Idea 1
Marketing as the Art of Meaningful Change
What if marketing wasn’t about shouting, manipulating, or hustling—but about making change happen? In This Is Marketing, Seth Godin challenges the old model of advertising and replaces it with one rooted in empathy, generosity, and transformation. Godin argues that the marketer’s job is not to trick people into buying things they don’t need, but to help people become the versions of themselves they seek to be. In his words, “Marketing is the act of making change happen.”
He contends that true marketing is about serving, not manipulating. It’s about identifying a specific group of people, understanding their worldview, and helping them achieve their goals. When you do that, your work no longer feels like selling—it feels like serving culture itself. But this shift requires abandoning the mass-market mindset and focusing instead on the smallest viable market that you can truly serve and delight. From that core, real change spreads person to person, like ripples through a pond.
From Mass Marketing to Meaningful Service
Godin begins by contrasting the old age of mass marketing with the new world of connection. Traditional advertising revolved around interrupting everyone—blasting TV commercials, cold-calling, or spamming inboxes—in search of attention. But the internet and infinite choice have changed the rules. People can ignore you; in fact, they already are. The only way to stand out is to matter—to create something that a small group of people genuinely care about. The marketer of the future must stop asking, “How can I get people to pay attention to me?” and start asking, “Who can I help?”
This new marketing is human-centered. It starts with empathy—seeing the world through another person’s eyes. When you understand the internal stories people live by, you can align your offering with their desires. People don’t buy products; they buy the change you promise. When you sell a drill bit, you’re really selling the satisfaction of hanging a shelf or the pride of making a home feel organized. In the story of VisionSpring, Godin illustrates this vividly: when villagers in India were offered glasses, many refused to buy them until they were already wearing them. The difference wasn’t in the product—it was in how the story changed from “You could buy these” to “You’ll lose what you already love.”

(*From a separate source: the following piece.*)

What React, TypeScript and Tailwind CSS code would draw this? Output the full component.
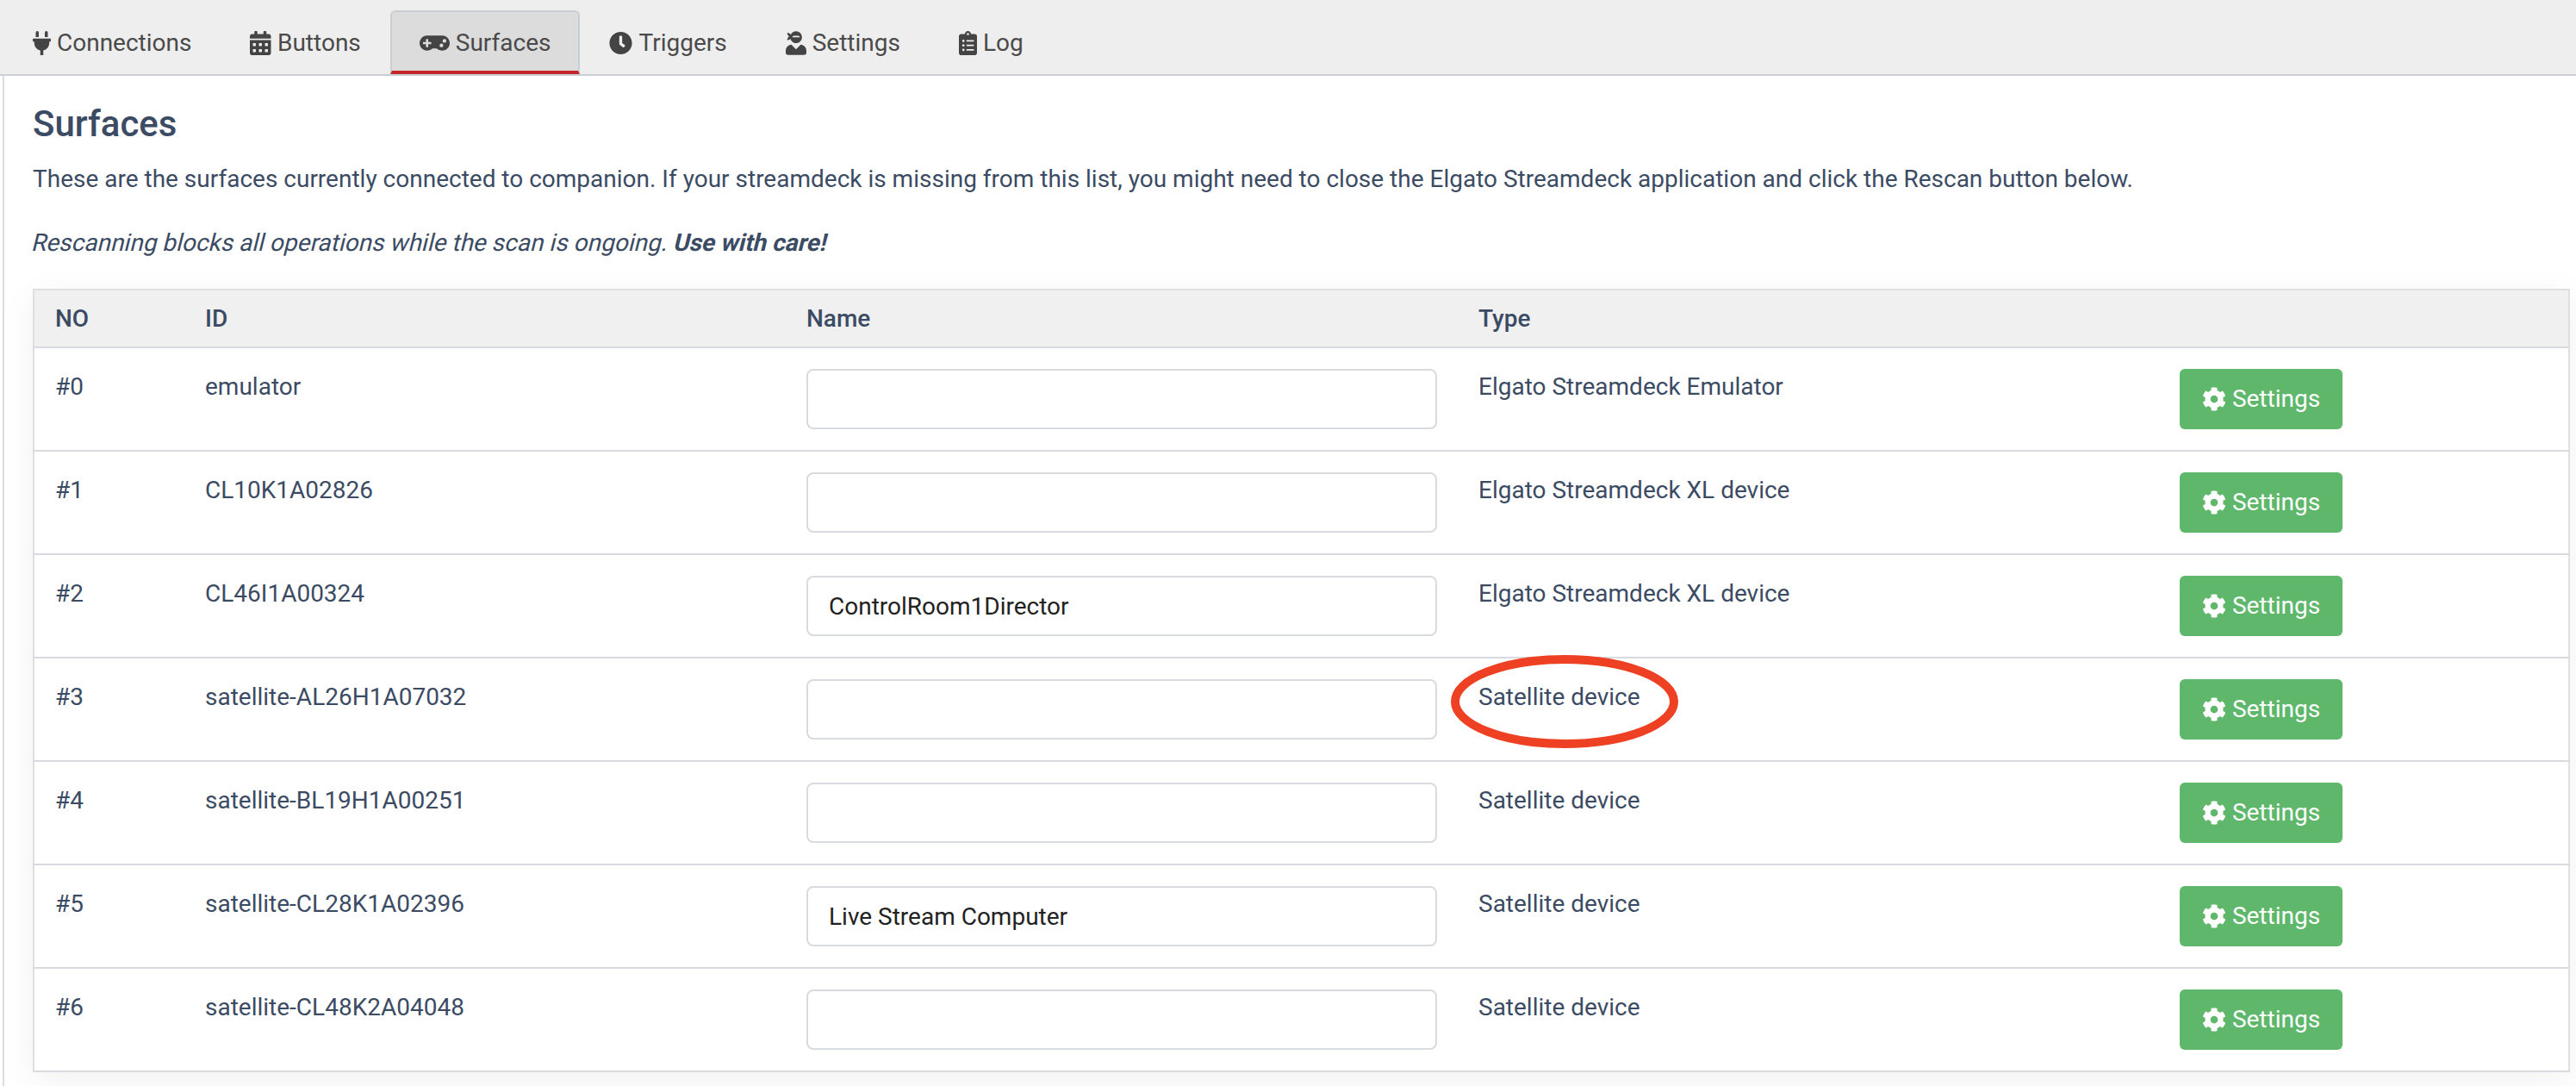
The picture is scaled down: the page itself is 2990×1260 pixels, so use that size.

The Marketer as Change-Maker
Every marketer, Godin says, is in the business of change. You might be changing a small habit—getting someone to recycle—or shifting an entire culture, as in the case of the Robin Hood Foundation or the movement for marriage equality in Ireland. Change doesn’t happen through manipulation; it happens through enrollment—voluntary attention. People enroll when they believe that your story aligns with theirs. You earn permission by consistently delivering value and trust over time, not by demanding it with louder ads or cheaper deals.
True change happens horizontally, not top-down: “People like us do things like this.” This simple statement captures the social power behind every movement, from local school funding campaigns to global brands like Nike. Culture spreads person to person, tribe to tribe. Once you’ve built a “people like us,” you no longer have to chase everyone. Instead, your tribe will bring others along because the new behavior has become normal.
The Tools of Ethical Influence
At the heart of Godin’s philosophy are three indispensable tools: trust, tension, and storytelling. Trust allows you to be heard; tension motivates change; and storytelling gives meaning to action. Together, they create forward motion. Marketing, then, isn’t about eliminating conflict but about skillfully using tension to help people cross the gap between where they are and where they want to be. The goal is not to trick someone into buying but to invite them to become part of a new story where they see themselves differently.
Godin weaves in vivid examples: the social scientist Everett Rogers’ adoption curve, which explains why change begins with the “neophiliacs,” the early adopters who crave novelty; the Grateful Dead, who built a legendary following by ignoring the masses and serving a small tribe of devoted fans; and the story of Tesla, which didn’t just sell cars but changed the way people felt about driving and about their role in the future of technology. In all of these, marketing is not a department—it’s the act of creating the conditions for change.
Why This Matters
In a world overflowing with options, noise, and distrust, the only sustainable advantage is care. The marketer who chooses to treat different people differently, who dares to say “it’s not for everyone,” earns attention, permission, and loyalty. Godin’s message is revolutionary for anyone who creates, sells, teaches, or leads: stop trying to make something for everyone. Instead, make something for someone. The magic of modern marketing isn’t in better ads—it’s in better understanding, better service, and better stories.
Key takeaway: Marketing isn’t the act of grabbing attention—it’s the generous practice of earning it by creating something that changes people for the better.